WHAT YOU HAVE TO DO: Look through the data below and work out how many lines contain the string "table". Give the number alone.

A block of data:
>> Begin

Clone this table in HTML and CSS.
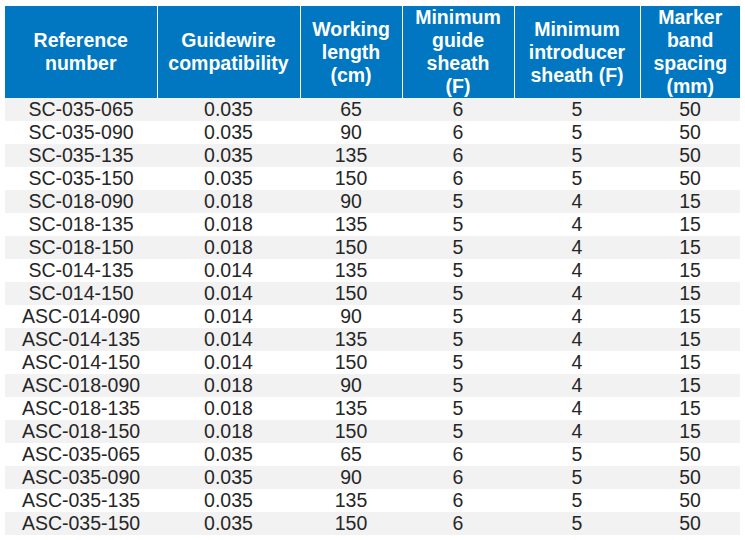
FILE: index.html
```html
<!DOCTYPE html>
<html>
<head>
<meta charset="utf-8">
<link rel="stylesheet" href="styles.css">
</head>
<body>
<table class="spec">
  <colgroup>
    <col class="c1"><col class="c2"><col class="c3"><col class="c4"><col class="c5"><col class="c6">
  </colgroup>
  <thead>
    <tr>
      <th>Reference<br>number</th>
      <th>Guidewire<br>compatibility</th>
      <th>Working<br>length<br>(cm)</th>
      <th>Minimum<br>guide<br>sheath<br>(F)</th>
      <th>Minimum<br>introducer<br>sheath (F)</th>
      <th>Marker<br>band<br>spacing<br>(mm)</th>
    </tr>
  </thead>
  <tbody>
    <tr><td>SC-035-065</td><td>0.035</td><td>65</td><td>6</td><td>5</td><td>50</td></tr>
    <tr><td>SC-035-090</td><td>0.035</td><td>90</td><td>6</td><td>5</td><td>50</td></tr>
    <tr><td>SC-035-135</td><td>0.035</td><td>135</td><td>6</td><td>5</td><td>50</td></tr>
    <tr><td>SC-035-150</td><td>0.035</td><td>150</td><td>6</td><td>5</td><td>50</td></tr>
    <tr><td>SC-018-090</td><td>0.018</td><td>90</td><td>5</td><td>4</td><td>15</td></tr>
    <tr><td>SC-018-135</td><td>0.018</td><td>135</td><td>5</td><td>4</td><td>15</td></tr>
    <tr><td>SC-018-150</td><td>0.018</td><td>150</td><td>5</td><td>4</td><td>15</td></tr>
    <tr><td>SC-014-135</td><td>0.014</td><td>135</td><td>5</td><td>4</td><td>15</td></tr>
    <tr><td>SC-014-150</td><td>0.014</td><td>150</td><td>5</td><td>4</td><td>15</td></tr>
    <tr><td>ASC-014-090</td><td>0.014</td><td>90</td><td>5</td><td>4</td><td>15</td></tr>
    <tr><td>ASC-014-135</td><td>0.014</td><td>135</td><td>5</td><td>4</td><td>15</td></tr>
    <tr><td>ASC-014-150</td><td>0.014</td><td>150</td><td>5</td><td>4</td><td>15</td></tr>
    <tr><td>ASC-018-090</td><td>0.018</td><td>90</td><td>5</td><td>4</td><td>15</td></tr>
    <tr><td>ASC-018-135</td><td>0.018</td><td>135</td><td>5</td><td>4</td><td>15</td></tr>
    <tr><td>ASC-018-150</td><td>0.018</td><td>150</td><td>5</td><td>4</td><td>15</td></tr>
    <tr><td>ASC-035-065</td><td>0.035</td><td>65</td><td>6</td><td>5</td><td>50</td></tr>
    <tr><td>ASC-035-090</td><td>0.035</td><td>90</td><td>6</td><td>5</td><td>50</td></tr>
    <tr><td>ASC-035-135</td><td>0.035</td><td>135</td><td>6</td><td>5</td><td>50</td></tr>
    <tr><td>ASC-035-150</td><td>0.035</td><td>150</td><td>6</td><td>5</td><td>50</td></tr>
  </tbody>
</table>
</body>
</html>
```
FILE: styles.css
```css
html, body {
  margin: 0;
  padding: 0;
  background: #ffffff;
}

body {
  padding: 6px 5px 0 5px;
  font-family: "Liberation Sans", Arial, sans-serif;
}

.spec {
  border-collapse: collapse;
  table-layout: fixed;
  width: 735px;
}

.c1 { width: 152px; }
.c2 { width: 143px; }
.c3 { width: 102px; }
.c4 { width: 112px; }
.c5 { width: 126px; }
.c6 { width: 100px; }

.spec th {
  background: #0077c0;
  color: #ffffff;
  font-weight: bold;
  font-size: 19.5px;
  line-height: 23px;
  height: 92px;
  padding: 0;
  text-align: center;
  vertical-align: middle;
  border-left: 1px solid #ffffff;
  box-sizing: border-box;
}

.spec th:first-child {
  border-left: none;
}

.spec td {
  font-size: 19.5px;
  line-height: 23px;
  height: 23px;
  padding: 0;
  text-align: center;
  color: #262626;
  white-space: nowrap;
}

.spec tbody tr:nth-child(odd) td {
  background: #f2f2f2;
}
```
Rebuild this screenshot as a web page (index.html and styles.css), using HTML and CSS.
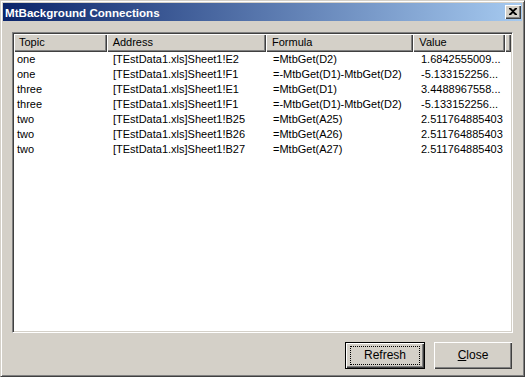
FILE: index.html
```html
<!DOCTYPE html>
<html>
<head>
<meta charset="utf-8">
<link rel="stylesheet" href="styles.css">
</head>
<body>
<div class="window">
  <div class="titlebar">
    <span class="title">MtBackground Connections</span>
    <button class="tb-close" aria-label="Close">
      <svg width="8" height="7" viewBox="0 0 8 7"><path d="M0 0h2l2 2 2-2h2v1L5 3.5 8 6v1H6L4 5 2 7H0V6l3-2.5L0 1z" fill="#000"/></svg>
    </button>
  </div>
  <div class="content">
    <div class="list">
      <div class="header">
        <div class="hcell c1">Topic</div>
        <div class="hcell c2">Address</div>
        <div class="hcell c3">Formula</div>
        <div class="hcell c4">Value</div>
        <div class="hcell filler"></div>
      </div>
      <div class="rows">
        <div class="row"><span class="c1">one</span><span class="c2">[TEstData1.xls]Sheet1!E2</span><span class="c3">=MtbGet(D2)</span><span class="c4">1.6842555009...</span></div>
        <div class="row"><span class="c1">one</span><span class="c2">[TEstData1.xls]Sheet1!F1</span><span class="c3">=-MtbGet(D1)-MtbGet(D2)</span><span class="c4">-5.133152256...</span></div>
        <div class="row"><span class="c1">three</span><span class="c2">[TEstData1.xls]Sheet1!E1</span><span class="c3">=MtbGet(D1)</span><span class="c4">3.4488967558...</span></div>
        <div class="row"><span class="c1">three</span><span class="c2">[TEstData1.xls]Sheet1!F1</span><span class="c3">=-MtbGet(D1)-MtbGet(D2)</span><span class="c4">-5.133152256...</span></div>
        <div class="row"><span class="c1">two</span><span class="c2">[TEstData1.xls]Sheet1!B25</span><span class="c3">=MtbGet(A25)</span><span class="c4">2.511764885403</span></div>
        <div class="row"><span class="c1">two</span><span class="c2">[TEstData1.xls]Sheet1!B26</span><span class="c3">=MtbGet(A26)</span><span class="c4">2.511764885403</span></div>
        <div class="row"><span class="c1">two</span><span class="c2">[TEstData1.xls]Sheet1!B27</span><span class="c3">=MtbGet(A27)</span><span class="c4">2.511764885403</span></div>
      </div>
    </div>
    <div class="buttons">
      <button class="btn default"><span class="focus">Refresh</span></button>
      <button class="btn"><span class="label"><u>C</u>lose</span></button>
    </div>
  </div>
</div>
</body>
</html>
```
FILE: styles.css
```css
html, body {
  margin: 0;
  padding: 0;
  background: #d4d0c8;
}
body {
  font-family: "Liberation Sans", Arial, sans-serif;
  font-size: 11px;
  color: #000;
}
.window {
  width: 525px;
  height: 377px;
  box-sizing: border-box;
  background: #d4d0c8;
  border: 1px solid;
  border-color: #d4d0c8 #404040 #404040 #d4d0c8;
  box-shadow: inset 1px 1px #fff, inset -1px -1px #808080;
  padding: 2px;
  display: flex;
  flex-direction: column;
}
.titlebar {
  height: 18px;
  background: linear-gradient(to right, #0a246a, #a6caf0);
  display: flex;
  align-items: center;
  justify-content: space-between;
  padding: 0 1px 0 2px;
  flex: none;
}
.title {
  color: #fff;
  font-weight: bold;
  font-size: 11.6px;
}
.tb-close {
  width: 16px;
  height: 14px;
  padding: 0;
  margin: 0;
  border: none;
  background: #d4d0c8;
  box-shadow: inset 1px 1px #fff, inset -1px -1px #404040, inset -2px -2px #808080;
  display: flex;
  align-items: center;
  justify-content: center;
}
.tb-close svg { display: block; margin-left: -1px; margin-top: -1px; }
.content {
  flex: 1;
  display: flex;
  flex-direction: column;
  padding: 11px 9px 5px 9px;
}
.list {
  height: 301px;
  box-sizing: border-box;
  background: #fff;
  border: 1px solid;
  border-color: #808080 #fff #fff #808080;
  box-shadow: inset 1px 1px #404040, inset -1px -1px #d4d0c8;
  padding: 1px;
  overflow: hidden;
}
.header {
  display: flex;
  height: 18px;
}
.hcell {
  box-sizing: border-box;
  height: 18px;
  background: #d4d0c8;
  box-shadow: inset 1px 1px #fff, inset -1px -1px #404040, inset -2px -2px #808080;
  padding: 0 0 0 6px;
  line-height: 17px;
}
.hcell.c1 { width: 93px; padding-left: 5px; }
.hcell.c2 { width: 160px; }
.hcell.c3 { width: 148px; }
.hcell.c4 { width: 92px; }
.hcell.filler { flex: 1; }
.row {
  display: flex;
  height: 15px;
  line-height: 15px;
  white-space: nowrap;
}
.row span { overflow: hidden; box-sizing: border-box; padding-left: 6px; }
.row .c1 { width: 93px; padding-left: 3px; }
.row .c2 { width: 160px; }
.row .c3 { width: 148px; }
.row .c4 { width: 92px; }
.buttons {
  margin-top: 9px;
  display: flex;
  justify-content: flex-end;
  gap: 9px;
  padding-right: 1px;
}
.btn {
  box-sizing: border-box;
  width: 78px;
  height: 27px;
  margin: 0;
  padding: 0;
  font-family: "Liberation Sans", Arial, sans-serif;
  font-size: 12px;
  color: #000;
  background: #d4d0c8;
  border: none;
  box-shadow: inset 1px 1px #fff, inset -1px -1px #404040, inset -2px -2px #808080;
  display: flex;
  align-items: center;
  justify-content: center;
}
.btn.default {
  width: 80px;
  border: 1px solid #000;
}
.btn .focus {
  box-sizing: border-box;
  width: 70px;
  height: 19px;
  line-height: 17px;
  border: 1px dotted #000;
  text-align: center;
}
.btn .label { line-height: 17px; }
```
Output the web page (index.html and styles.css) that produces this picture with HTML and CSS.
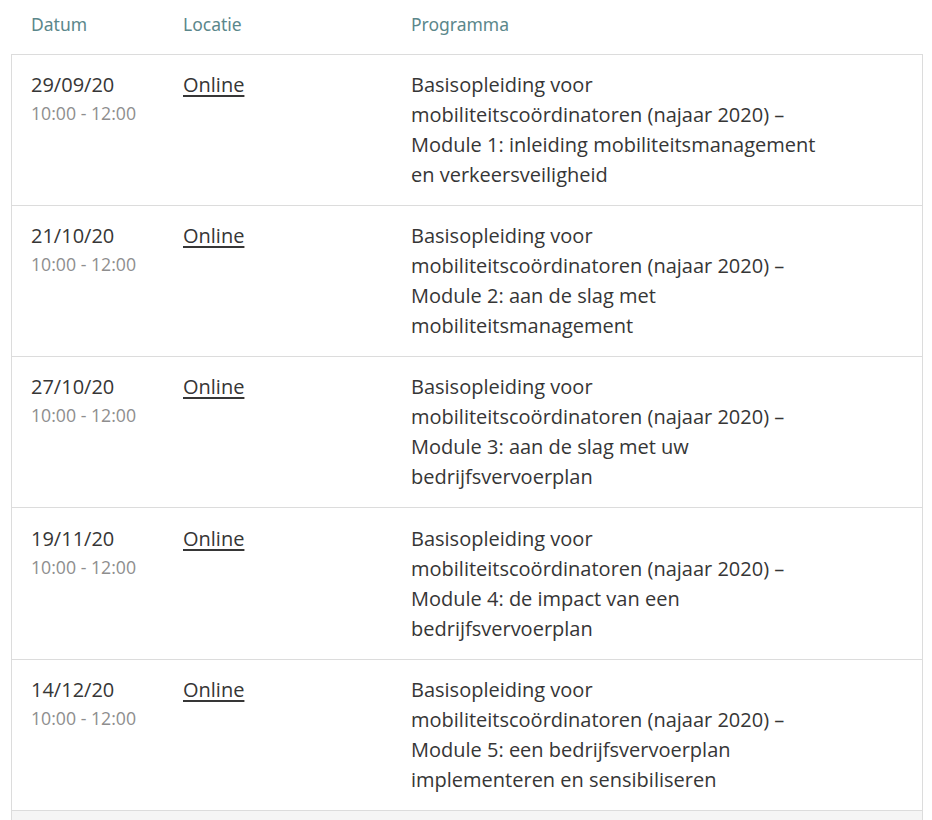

>> End

RESPONSE: 4